The budget’s impact on different groups and the government’s priorities are subjects of ongoing political debate in Malta. Malta’s Budget speech, delivered by Finance Minister Clyde Caruana, has sparked varied reactions from members of different political parties.
The responses from MP Randolph De Battista of the Labour Party (PL) and MP Ivan J Bartolo of the Nationalist Party (PN) reveal key differences in their assessments of the budget. Let’s delve into the distinctive viewpoints of these two politicians on what they liked and what bothered them about the Budget.
In his response, Randolph De Battista focuses on the positive aspects of the budget and emphasises the social measures that aim to benefit various segments of the population. He acknowledges the importance of supporting lower-income individuals, pensioners, families with children (notably the highest children’s allowance in history), and those with children with disabilities. De Battista also appreciates the budget’s emphasis on encouraging elderly citizens to stay active, addressing concerns he previously raised in Parliament.
De Battista is particularly pleased that Malta’s approach to the budget differs from some other European countries, like France and Germany, which are currently discussing austerity measures. He commends the Maltese government for not burdening the people, highlighting initiatives such as the €350 assistance with electricity and water bills. This, according to him, helps protect the middle class and prevents people from falling into poverty.
Speaking to Malta Daily, the PL MP also mentioned that he would like to understand a little more about the help that will be given to people who buy e-kick scooter. Randolph De Battista said that he would like to see the two parties agree on transport and alternative means of transport, to solve transport issues once and for all.
On the other hand, Ivan J Bartolo from the Nationalist Party expresses reservations about certain aspects of the budget. He questions the government’s decision to impose taxes on the Cost of Living Adjustment (COLA), an issue that many in Malta have raised concerns about. Bartolo points out that the COLA is meant to help citizens cope with the rising cost of living, and taxing it may be counterproductive.
Another concern raised by Bartolo is the budget’s mention of the police’s success in tackling criminal organisations. He finds it perplexing that the budget document doesn’t acknowledge certain unresolved issues, such as the controversy surrounding the Steward and Vitals deal in Castile, which the court deemed a crime. Bartolo’s unease with this omission suggests a need for more transparency and accountability in law enforcement.

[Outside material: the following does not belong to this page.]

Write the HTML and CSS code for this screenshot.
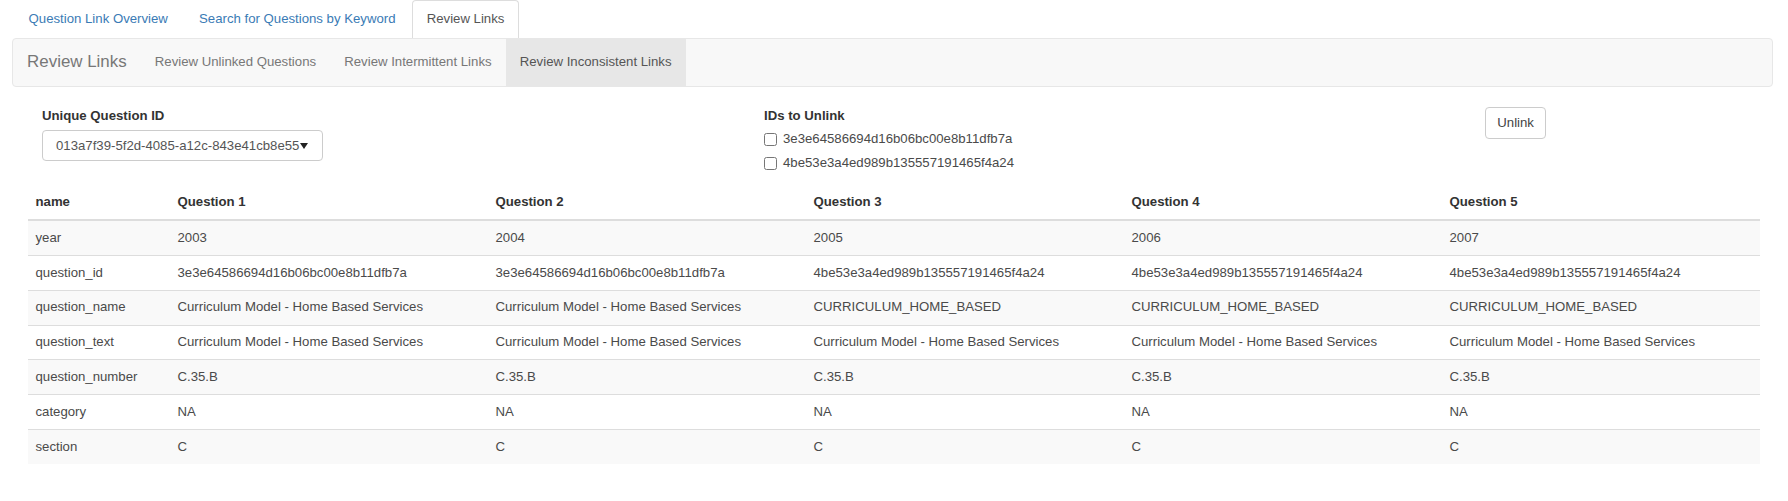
FILE: index.html
```html
<!DOCTYPE html>
<html>
<head>
<meta charset="utf-8">
<link rel="stylesheet" href="styles.css">
</head>
<body>
<ul class="tabs">
  <li class="tab"><a>Question Link Overview</a></li>
  <li class="tab"><a>Search for Questions by Keyword</a></li>
  <li class="tab active"><a>Review Links</a></li>
</ul>
<nav class="navbar">
  <span class="brand">Review Links</span>
  <a class="nav-item">Review Unlinked Questions</a>
  <a class="nav-item">Review Intermittent Links</a>
  <a class="nav-item active">Review Inconsistent Links</a>
</nav>
<main class="content">
  <div class="form-row">
    <div class="col">
      <div class="label">Unique Question ID</div>
      <div class="select"><span>013a7f39-5f2d-4085-a12c-843e41cb8e55</span><span class="caret"></span></div>
    </div>
    <div class="col">
      <div class="label">IDs to Unlink</div>
      <label class="check"><input type="checkbox"><span>3e3e64586694d16b06bc00e8b11dfb7a</span></label>
      <label class="check second"><input type="checkbox"><span>4be53e3a4ed989b135557191465f4a24</span></label>
    </div>
    <div class="col">
      <button class="btn">Unlink</button>
    </div>
  </div>
  <table class="grid">
    <colgroup><col class="c0"><col class="cq"><col class="cq"><col class="cq"><col class="cq"><col class="cq"></colgroup>
    <thead>
      <tr><th>name</th><th>Question 1</th><th>Question 2</th><th>Question 3</th><th>Question 4</th><th>Question 5</th></tr>
    </thead>
    <tbody>
      <tr><td>year</td><td>2003</td><td>2004</td><td>2005</td><td>2006</td><td>2007</td></tr>
      <tr><td>question_id</td><td>3e3e64586694d16b06bc00e8b11dfb7a</td><td>3e3e64586694d16b06bc00e8b11dfb7a</td><td>4be53e3a4ed989b135557191465f4a24</td><td>4be53e3a4ed989b135557191465f4a24</td><td>4be53e3a4ed989b135557191465f4a24</td></tr>
      <tr><td>question_name</td><td>Curriculum Model - Home Based Services</td><td>Curriculum Model - Home Based Services</td><td>CURRICULUM_HOME_BASED</td><td>CURRICULUM_HOME_BASED</td><td>CURRICULUM_HOME_BASED</td></tr>
      <tr><td>question_text</td><td>Curriculum Model - Home Based Services</td><td>Curriculum Model - Home Based Services</td><td>Curriculum Model - Home Based Services</td><td>Curriculum Model - Home Based Services</td><td>Curriculum Model - Home Based Services</td></tr>
      <tr><td>question_number</td><td>C.35.B</td><td>C.35.B</td><td>C.35.B</td><td>C.35.B</td><td>C.35.B</td></tr>
      <tr><td>category</td><td>NA</td><td>NA</td><td>NA</td><td>NA</td><td>NA</td></tr>
      <tr><td>section</td><td>C</td><td>C</td><td>C</td><td>C</td><td>C</td></tr>
    </tbody>
  </table>
</main>
</body>
</html>
```
FILE: styles.css
```css
html, body {
  margin: 0;
  padding: 0;
  background: #fff;
}
body {
  font-family: "Liberation Sans", Arial, sans-serif;
  font-size: 13.2px;
  line-height: 18.8px;
  color: #333;
}
.tabs {
  list-style: none;
  margin: 0;
  padding: 0 0 0 14px;
  display: flex;
  height: 38px;
}
.tab {
  margin-right: 2px;
}
.tab a {
  display: block;
  padding: 9.4px 13.6px 9px;
  border: 1px solid transparent;
  border-bottom: 0;
  border-radius: 4px 4px 0 0;
  color: #3a7bb5;
}
.tab.active a {
  color: #555;
  background: #fff;
  border-color: #ddd;
  height: 19px;
}
.navbar {
  display: flex;
  margin: 0 15px 0 12px;
  height: 47px;
  background: #f8f8f8;
  border: 1px solid #e7e7e7;
  border-radius: 4px;
}
.brand {
  font-size: 16.9px;
  line-height: 18.8px;
  padding: 14.1px;
  color: #777;
}
.nav-item {
  padding: 14.1px;
  color: #777;
}
.nav-item.active {
  background: #e7e7e7;
  color: #555;
}
.content {
  padding: 20px 28px 0;
}
.form-row {
  display: grid;
  grid-template-columns: 722px 721px auto;
  padding-left: 14px;
  height: 78.5px;
}
.label {
  font-weight: bold;
  margin-bottom: 4.7px;
}
.select {
  display: flex;
  align-items: center;
  box-sizing: border-box;
  width: 281px;
  height: 31px;
  padding: 0 0 0 13px;
  border: 1px solid #ccc;
  border-radius: 4px;
  color: #555;
}
.caret {
  width: 0;
  height: 0;
  margin-left: 1px;
  border-left: 4.5px solid transparent;
  border-right: 4.5px solid transparent;
  border-top: 6px solid #222;
}
.check {
  display: flex;
  align-items: center;
  height: 18.8px;
  margin-top: 4px;
  color: #4a4a4a;
}
.check.second {
  margin-top: 5px;
}
.check input {
  margin: 0 6px 0 0;
  width: 13px;
  height: 13px;
}
.btn {
  margin: 0;
  font-family: inherit;
  font-size: 13.2px;
  line-height: 18.8px;
  color: #444;
  background: #fff;
  border: 1px solid #ccc;
  border-radius: 4px;
  padding: 5.6px 11.3px;
}
.grid {
  width: 100%;
  border-collapse: collapse;
  table-layout: fixed;
}
.c0 { width: 142px; }
.cq { width: 318px; }
.grid th, .grid td {
  text-align: left;
  padding: 7.5px;
  line-height: 18.8px;
  white-space: nowrap;
}
.grid th {
  font-weight: bold;
  color: #333;
  border-bottom: 2px solid #ddd;
}
.grid td {
  color: #4a4a4a;
  border-top: 1px solid #ddd;
}
.grid tbody tr:nth-child(odd) {
  background: #f9f9f9;
}
```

Speaking to Malta Daily, Ivan J. Bartolo said that there are also social measures in the Budget that no one can deny that make sense.
These contrasting reactions to Malta’s Budget illustrate the deep political divide on how the government’s financial plans are perceived.
While Randolph De Battista (PL) commends the budget for its social focus and measures aimed at supporting various demographics, Ivan J Bartolo (PN) questions the taxation of COLA and calls for a more critical examination of the police’s effectiveness in addressing criminal activities.